L’album est un concept et l’artiste ne choisit pas le déroulement des pistes par hasard, renchérit Benoît Huot, qui a aussi fait partie de plusieurs groupes de musique.

Il cite l’exemple des Beatles avec Sgt. Pepper’s Lonely Hearts Club Band. « Si tu écoutes cet album sur aléatoire en CD, tu le déconstruis totalement.»

Dans les CD et les vinyles usagés, « il y aura toujours des personnes qui seront adeptes de trouver des belles pièces, comme les premières éditions ou les éditions spéciales. Même chose pour les pochettes. Le montage, la façon d’écrire les explications, les photos, c’est ça que les collectionneurs veulent. Si un mélomane aime un artiste, il va essayer d’aller chercher ce qui est rare.»

UNE PÉNURIE D’EMPLOYÉS, MAIS PAS DE CLIENTS

Même si les CD se vendent désormais moins que les vinyles, ce constat n’empêche pas la clientèle de franchir la porte de CD Mélomane. Cependant, depuis trois mois, seuls le propriétaire et un employé à temps plein gèrent le plancher, sept jours par semaine.

Le manque d’employés se fait sentir. Cette année, M. Huot n’a reçu que neuf curriculum vitae. Sur sept entrevues, plusieurs n’ont pas rappelé et certaines personnes n’avaient simplement pas les connaissances nécessaires.

«Quand tu demandes aux gens s’ils connaissent la musique, c’est toujours oui, mais dans une petite boutique comme la nôtre, il faut être touche- à- tout » et souvent, les bottines ne suivent pas les babines.

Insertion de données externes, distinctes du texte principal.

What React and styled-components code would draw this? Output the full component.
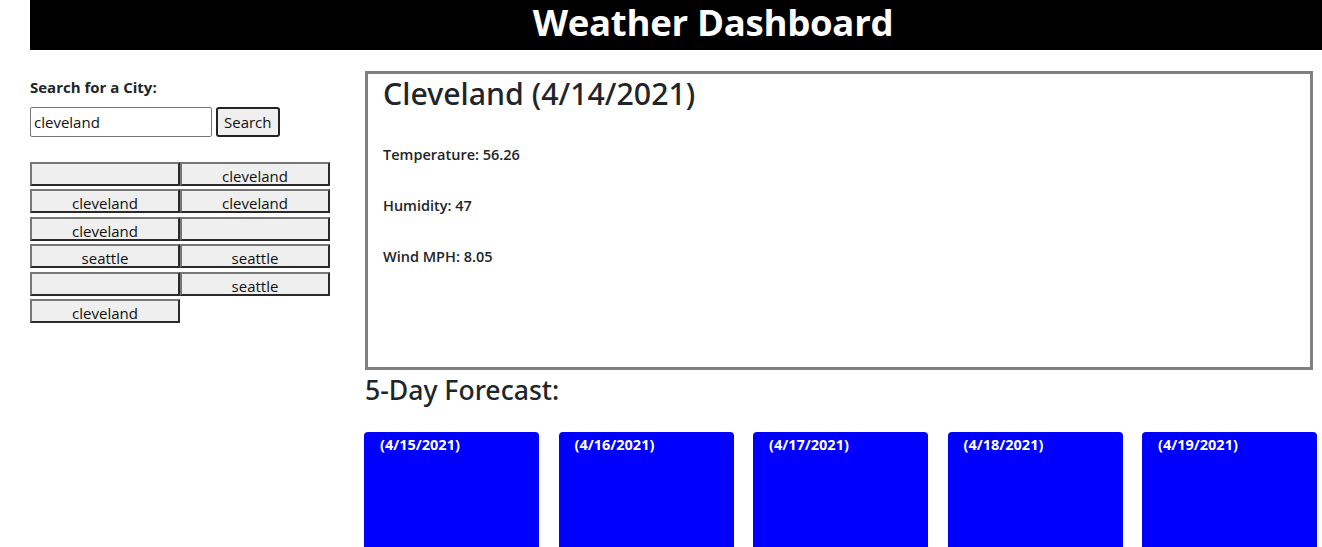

Il raconte que lors d’une entrevue, une personne a demandé à regarder son cellulaire pour nommer des artistes et des albums. «En pleine pénurie de main-d’oeuvre, j’ai cette lacune où je dois avoir quelqu’un qui achète encore des disques et qui s’intéresse à la musique. Une personne qui va être sur Spotify, quant à moi, ce n’est pas un collectionneur.»

Pour ceux qui désirent garnir leur collection, CD Mélomane offrira plusieurs rabais à l’occasion de son 25e anniversaire cette fin de semaine.